**REQUIRED TASK**
Please transcribe the data that follows without the pictures, keeping every word the same.

**COLLECTED MATERIAL**
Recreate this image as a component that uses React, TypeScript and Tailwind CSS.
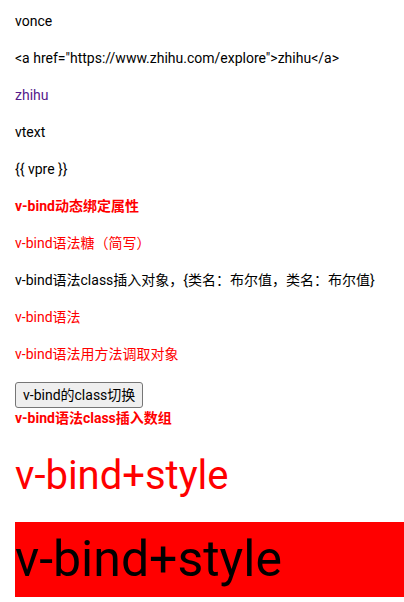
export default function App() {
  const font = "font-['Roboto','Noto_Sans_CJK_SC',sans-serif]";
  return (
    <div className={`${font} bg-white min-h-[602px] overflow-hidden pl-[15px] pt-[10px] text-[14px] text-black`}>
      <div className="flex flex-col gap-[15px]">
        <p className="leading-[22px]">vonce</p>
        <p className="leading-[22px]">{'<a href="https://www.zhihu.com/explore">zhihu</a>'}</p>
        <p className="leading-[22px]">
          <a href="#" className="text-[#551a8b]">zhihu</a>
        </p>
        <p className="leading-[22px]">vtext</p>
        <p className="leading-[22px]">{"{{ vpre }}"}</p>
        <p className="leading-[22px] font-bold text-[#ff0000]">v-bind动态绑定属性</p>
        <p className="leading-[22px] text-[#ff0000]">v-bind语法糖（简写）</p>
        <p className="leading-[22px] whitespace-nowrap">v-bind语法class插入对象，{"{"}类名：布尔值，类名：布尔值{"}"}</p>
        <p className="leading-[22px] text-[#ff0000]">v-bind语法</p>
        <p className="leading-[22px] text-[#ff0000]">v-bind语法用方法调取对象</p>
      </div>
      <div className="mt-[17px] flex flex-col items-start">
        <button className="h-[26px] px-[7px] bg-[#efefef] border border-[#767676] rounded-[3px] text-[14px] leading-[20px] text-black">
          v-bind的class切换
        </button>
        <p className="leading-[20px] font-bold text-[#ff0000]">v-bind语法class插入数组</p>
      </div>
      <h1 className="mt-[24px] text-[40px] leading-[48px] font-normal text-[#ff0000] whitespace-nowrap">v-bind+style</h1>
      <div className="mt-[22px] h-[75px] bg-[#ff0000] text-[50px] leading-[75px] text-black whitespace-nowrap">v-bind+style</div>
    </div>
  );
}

**PROBLEM SOLUTION**
Recreate this image as a component that uses React, TypeScript and Tailwind CSS.
export default function App() {
  const font = "font-['Roboto','Noto_Sans_CJK_SC',sans-serif]";
  return (
    <div className={`${font} bg-white min-h-[602px] overflow-hidden pl-[15px] pt-[10px] text-[14px] text-black`}>
      <div className="flex flex-col gap-[15px]">
        <p className="leading-[22px]">vonce</p>
        <p className="leading-[22px]">{'<a href="https://www.zhihu.com/explore">zhihu</a>'}</p>
        <p className="leading-[22px]">
          <a href="#" className="text-[#551a8b]">zhihu</a>
        </p>
        <p className="leading-[22px]">vtext</p>
        <p className="leading-[22px]">{"{{ vpre }}"}</p>
        <p className="leading-[22px] font-bold text-[#ff0000]">v-bind动态绑定属性</p>
        <p className="leading-[22px] text-[#ff0000]">v-bind语法糖（简写）</p>
        <p className="leading-[22px] whitespace-nowrap">v-bind语法class插入对象，{"{"}类名：布尔值，类名：布尔值{"}"}</p>
        <p className="leading-[22px] text-[#ff0000]">v-bind语法</p>
        <p className="leading-[22px] text-[#ff0000]">v-bind语法用方法调取对象</p>
      </div>
      <div className="mt-[17px] flex flex-col items-start">
        <button className="h-[26px] px-[7px] bg-[#efefef] border border-[#767676] rounded-[3px] text-[14px] leading-[20px] text-black">
          v-bind的class切换
        </button>
        <p className="leading-[20px] font-bold text-[#ff0000]">v-bind语法class插入数组</p>
      </div>
      <h1 className="mt-[24px] text-[40px] leading-[48px] font-normal text-[#ff0000] whitespace-nowrap">v-bind+style</h1>
      <div className="mt-[22px] h-[75px] bg-[#ff0000] text-[50px] leading-[75px] text-black whitespace-nowrap">v-bind+style</div>
    </div>
  );
}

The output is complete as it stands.